Я беспомощно стою позади, пока она прочесывает сообщения Натали в поисках слов «сука» и «шлюха». Она с восторгом визжит, когда люди, про которых Нат так говорила, оказываются и в ее списке друзей.
«Что у тебя на уме, Натали?» Курсор мигает рядом с полем ввода текста.
— Ну, раз вы настаиваете, мистер Цукерберг, — ласково произносит она и начинает печатать:
Дорогие друзья, мне кажется, вам будет интересно узнать, что я на самом деле о вас думаю…
Моя последняя попытка:
— Пожалуйста, Эв, я не в обиде на нее.
— А я в обиде, — твердо говорит Эви. — Она не просто оскорбила тебя. Назвала тебя сукой, ладно, ты можешь закрыть на это глаза, если хочешь, но вторгнуться в наш фандом, отрицая любовь Ника и Райана? Это нападение на всех нас.
Ее взгляд был тверже гранита. Это, читалось в ее глазах, было кощунством.
— Всему свое место, и все на своих местах, — она нажимает «отправить». — А твое место, Натали, на помойке.
Я представляю себе лицо с улыбающегося аватара Натали Амани, залитое слезами, когда она умоляет своих друзей простить ее. Под постом Эви появляются первые комментарии, и я отворачиваюсь, чтобы не читать их. На столе вибрирует мой телефон. Эви передает его мне, слишком поглощенная своими делами, чтобы оторвать взгляд. Я открываю сообщение.
Я в бреду. Я не могу перестать думать о тебе. Приходи ухаживать за мной. Кстати, лекарства, которые мне дают из-за сломанной руки, просто улетные. — Р…
— Кто это? — спрашивает Эви.
На секунду я мешкаю с ответом. Такое ощущение, будто в горле застрял каштан в скорлупе с шипами.
— Кэт?
«Боже, помоги, ее карие глаза теперь прикованы ко мне».
— Кто там?
— Это мама, — наконец выдавливаю я. — Она хочет, чтобы я шла домой.
ГЛАВА СЕДЬМАЯ
Эми
Я никогда в жизни не забуду (хотя с маньяком и бомбой в одном помещении это заявление звучит не так уверенно, как прежде) ту ночь, когда я решила начать стримить.
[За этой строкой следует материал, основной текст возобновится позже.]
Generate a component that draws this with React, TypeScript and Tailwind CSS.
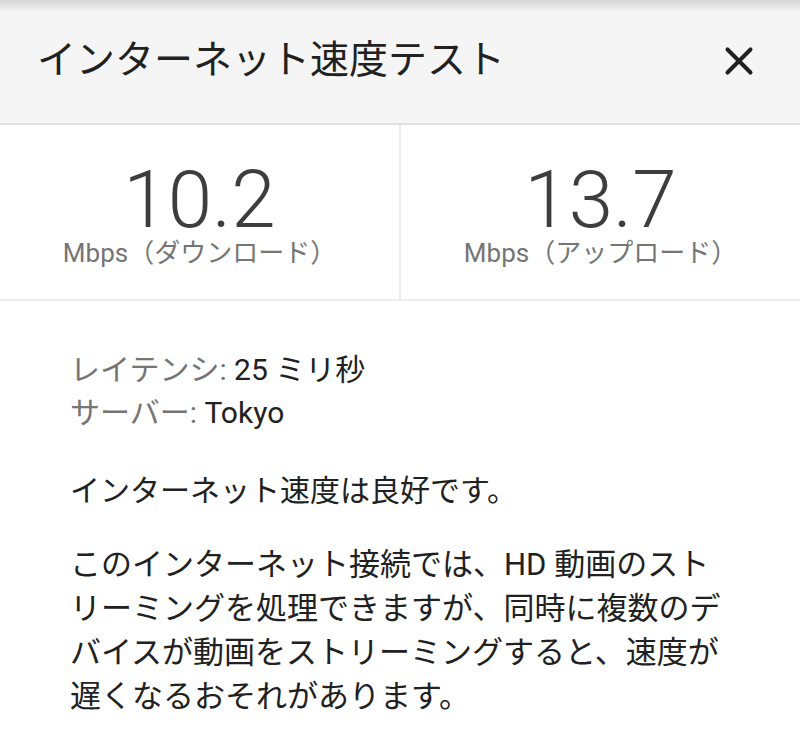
import { X } from 'lucide-react'

const font = { fontFamily: 'Roboto, "Noto Sans CJK JP", sans-serif' }

function Stat({ value, label }: { value: string; label: string }) {
  return (
    <div className="flex flex-1 flex-col items-center pt-[39px]">
      <div className="text-[80px] font-light leading-[72px] text-[#3d3d3d]">{value}</div>
      <div className="mt-[1px] text-[26px] leading-[32px] text-[#757575]">{label}</div>
    </div>
  )
}

export default function App() {
  return (
    <div className="h-[744px] w-[800px] overflow-hidden bg-white" style={font}>
      {/* Header */}
      <div className="border-b-2 border-[#e2e2e2] bg-[#f5f5f5]">
        <div className="h-[12px] bg-gradient-to-b from-[#d4d4d4] to-[#f5f5f5]" />
        <div className="flex h-[111px] items-center justify-between pl-[37px] pr-[38px] pb-[14px]">
          <span className="text-[39px] text-[#212121]">インターネット速度テスト</span>
          <X className="h-[46px] w-[46px] text-[#212121]" strokeWidth={2.1} />
        </div>
      </div>

      {/* Speeds */}
      <div className="flex h-[176px] border-b-2 border-[#ececec]">
        <Stat value="10.2" label="Mbps（ダウンロード）" />
        <div className="w-[2px] bg-[#ececec]" />
        <Stat value="13.7" label="Mbps（アップロード）" />
      </div>

      {/* Details */}
      <div className="px-[70px] pt-[47px] text-[30px] text-[#212121]">
        <div className="leading-[43px]">
          <div>
            <span className="text-[#757575]">レイテンシ:</span> 25 ミリ秒
          </div>
          <div>
            <span className="text-[#757575]">サーバー:</span> Tokyo
          </div>
        </div>
        <p className="mt-[35px] leading-[44px]">インターネット速度は良好です。</p>
        <p className="mt-[30px] w-[670px] text-[31px] leading-[44px]">
          このインターネット接続では、HD 動画のストリーミングを処理できますが、同時に複数のデバイスが動画をストリーミングすると、速度が遅くなるおそれがあります。
        </p>
      </div>
    </div>
  )
}
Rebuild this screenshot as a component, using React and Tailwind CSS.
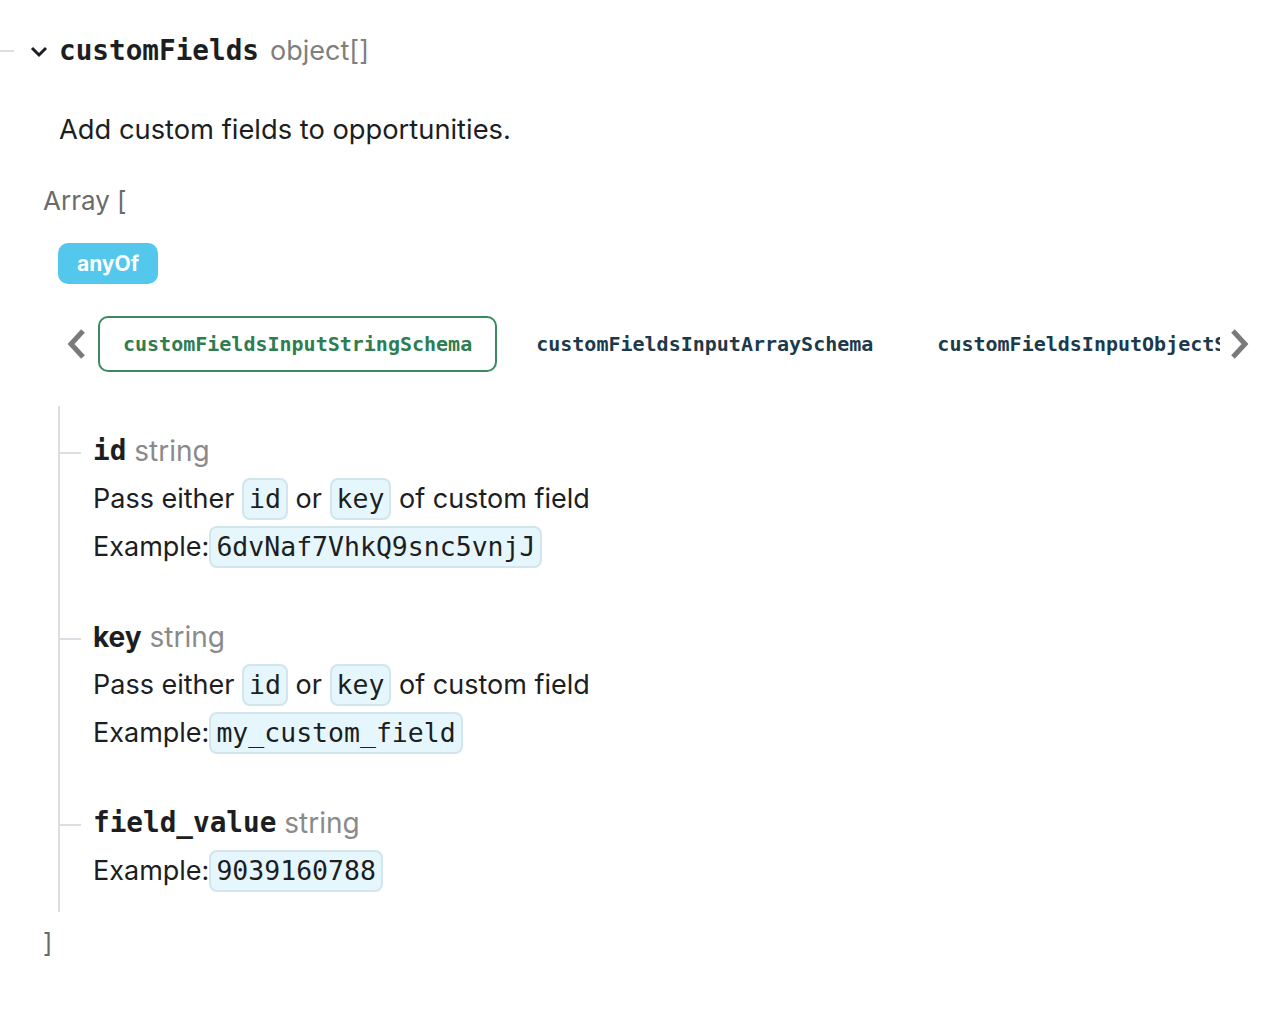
import React from "react";

const mono = { fontFamily: '"DejaVu Sans Mono", "Liberation Mono", monospace' };

function Chip({ children }) {
  return (
    <code
      className="inline-flex items-center h-[42px] px-[5px] rounded-[8px] border-2 border-[#d2e5ec] bg-[#e6f6fd] text-[26.5px] text-[#1c1e21] leading-none"
      style={mono}
    >
      {children}
    </code>
  );
}

function Row({ children }) {
  return <div className="h-[48px] flex items-center whitespace-pre">{children}</div>;
}

function Prop({ name, nameMono = true, desc, example }) {
  return (
    <div className="relative">
      <div className="absolute left-[-34px] top-[25px] w-[22px] h-[2px] bg-[#dadde1]" />
      <Row>
        <span
          className={nameMono ? "text-[27.7px] font-bold text-[#1c1e21]" : "text-[28px] font-bold text-[#1c1e21]"}
          style={nameMono ? mono : undefined}
        >
          {name}
        </span>
        <span className="text-[28px] text-[#8a8a8a]"> string</span>
      </Row>
      {desc && (
        <Row>
          <span>Pass either </span>
          <Chip>id</Chip>
          <span> or </span>
          <Chip>key</Chip>
          <span> of custom field</span>
        </Row>
      )}
      <Row>
        <span>Example:</span>
        <Chip>{example}</Chip>
      </Row>
    </div>
  );
}

function Chevron({ dir }) {
  return (
    <svg width="22" height="32" viewBox="0 0 22 32" className="shrink-0">
      <polyline
        points={dir === "left" ? "17,3 5,16 17,29" : "5,3 17,16 5,29"}
        fill="none"
        stroke="#7a7a7a"
        strokeWidth="5"
      />
    </svg>
  );
}

export default function App() {
  return (
    <div
      className="w-[1280px] h-[1010px] bg-white text-[#1c1e21] overflow-hidden"
      style={{ fontFamily: 'Inter, "Noto Sans", sans-serif' }}
    >
      {/* Header */}
      <div className="flex items-center h-[40px] mt-[31px]">
        <div className="w-[14px] h-[2px] bg-[#dadde1]" />
        <svg width="20" height="14" viewBox="0 0 20 14" className="ml-[15px]">
          <polyline points="3,4 10,11 17,4" fill="none" stroke="#1c1e21" strokeWidth="3" />
        </svg>
        <span className="ml-[10px] text-[27.7px] font-bold" style={mono}>
          customFields
        </span>
        <span className="ml-[11px] text-[27px] text-[#7f7f7f]">object[]</span>
      </div>

      {/* Description */}
      <div className="pl-[59px] mt-[39px] h-[40px] flex items-center text-[27.3px]">
        Add custom fields to opportunities.
      </div>

      {/* Array [ */}
      <div className="pl-[43px] mt-[30px] h-[40px] flex items-center text-[26px] text-[#6b6b6b]">
        Array [
      </div>

      {/* anyOf pill */}
      <div className="pl-[58px] mt-[23px]">
        <span className="inline-flex items-center justify-center w-[100px] h-[41px] rounded-[10px] bg-[#54c7ec] text-white text-[21px] font-bold">
          anyOf
        </span>
      </div>

      {/* Tabs */}
      <div className="flex items-center mt-[32px] pl-[66px]">
        <Chevron dir="left" />
        <div className="ml-[10px] w-[1122px] overflow-hidden">
          <div className="flex gap-[14px] whitespace-nowrap">
            <div
              className="h-[56px] flex items-center px-[23px] rounded-[10px] border-2 border-[#3a8a5c] text-[#2e7d52] text-[20px] font-bold"
              style={mono}
            >
              customFieldsInputStringSchema
            </div>
            <div
              className="h-[56px] flex items-center px-[23px] border-2 border-transparent text-[#1c3a4a] text-[20px] font-bold"
              style={mono}
            >
              customFieldsInputArraySchema
            </div>
            <div
              className="h-[56px] flex items-center px-[23px] border-2 border-transparent text-[#1c3a4a] text-[20px] font-bold"
              style={mono}
            >
              customFieldsInputObjectSchema
            </div>
          </div>
        </div>
        <div className="ml-[8px]">
          <Chevron dir="right" />
        </div>
      </div>

      {/* Nested properties */}
      <div className="ml-[58px] mt-[34px] border-l-2 border-[#dadde1] pl-[33px] pt-[21px] pb-[17px] text-[27px] flex flex-col gap-[42px]">
        <Prop name="id" desc example="6dvNaf7VhkQ9snc5vnjJ" />
        <Prop name="key" nameMono={false} desc example="my_custom_field" />
        <Prop name="field_value" example="9039160788" />
      </div>

      {/* ] */}
      <div className="pl-[43px] mt-[10px] h-[40px] flex items-center text-[26px] text-[#6b6b6b]">
        ]
      </div>
    </div>
  );
}
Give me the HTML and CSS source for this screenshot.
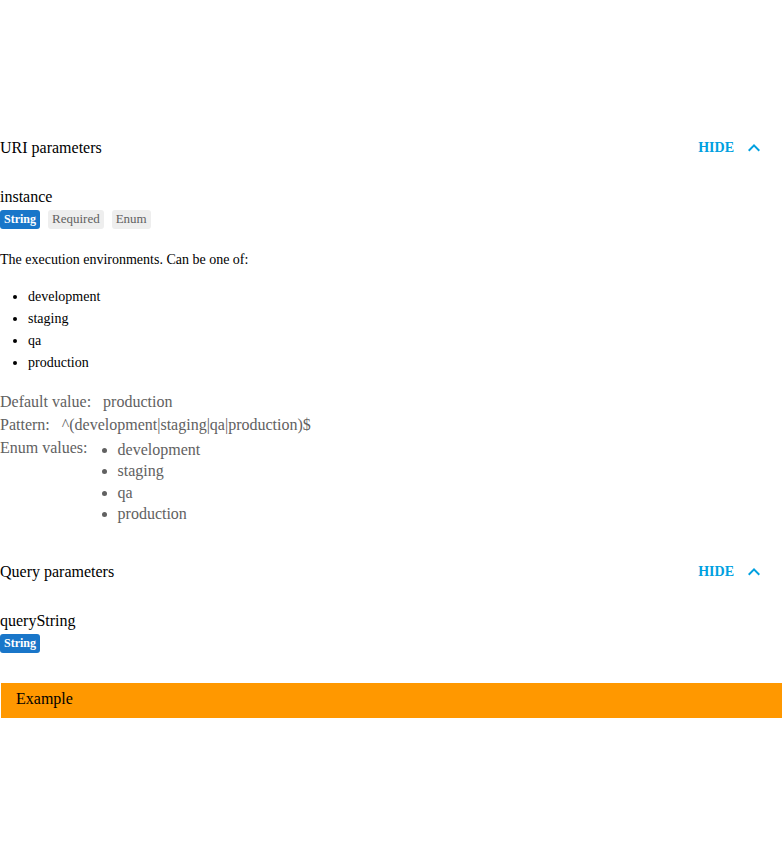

Вся семья спала, и мне следовало бы заснуть, но часы на стене тикали слишком громко, отнимая у мамы секунды ее жизни, и я никак не могла остановить это. День выдался утомительным. Она впервые не смогла воспользоваться туалетом без посторонней помощи. У нее случилась авария, и мне пришлось убирать. Меня не тревожили грязь или запах, я смогла пригодиться ей хоть в чем-то. Опустить голову. Молча убрать. Принести пользу близкому человеку.
Но ее лицо…
Выражение ужаса застыло на лице мамы, и, подобно далекому шторму, я почувствовала, как неумолимой волной сносит мою крепость повседневных забот, выстроенную в собственной голове.
Каждый день своей жизни ты учишься верить в то, что любимые люди — больше, чем просто тела. Их волосы меняют длину и цвет, кожа покрывается морщинами, они толстеют и худеют, ну и что — ведь это по-прежнему они, верно? Но затем приходит болезнь, и она высмеивает твою веру в то, что они больше, чем плоть, приковывая любимых к постели и высасывая из них жизнь.
Папа работал по утрам, так что видеоняня стояла в моей комнате. Я лежала и наблюдала за ней. До меня донеслись ее стоны, и картинка на экране замерла, как будто она уже умерла.
Она находилась в кабинете, который мы превратили в спальню. Я спустилась вниз и как можно тише открыла дверь. Она была очень маленькой и лежала, раскинув руки и ноги так, что половина тела была на постели, а половина свисала с нее. В какой-то момент она скатилась с кровати, и у нее не хватило сил вернуться на место. Я бросилась к ней, но, когда я взяла ее под руку и попыталась подтянуть, она вскрикнула.
Я резко отпустила ее, словно раскаленный металл.
— Мама, что такое? — прошептала я. — Что я сделала?
Но она не могла ответить. Она была не совсем в сознании. Лекарства, которые ей давали — я давала, — держали ее в полубессознательном состоянии. На прикроватной тумбочке стояло полдюжины банок. Доктор прописал кучу таблеток, и медсестра принесла их все сразу.
— Давайте ей столько, сколько она захочет, — сказала она, словно это было благом, милосердием и мы должны быть благодарны, что любой ущерб, который может причинить ей передозировка, будет несущественным по сравнению с болезнью.
Я видела, как она борется с таблетками, пытаясь прийти в себя, извиваясь и издавая тихие звуки страданий.
Вдруг я подумала:
«А что, если лекарство не купирует боль? Что, если оно просто не дает ей сказать, что ей больно?»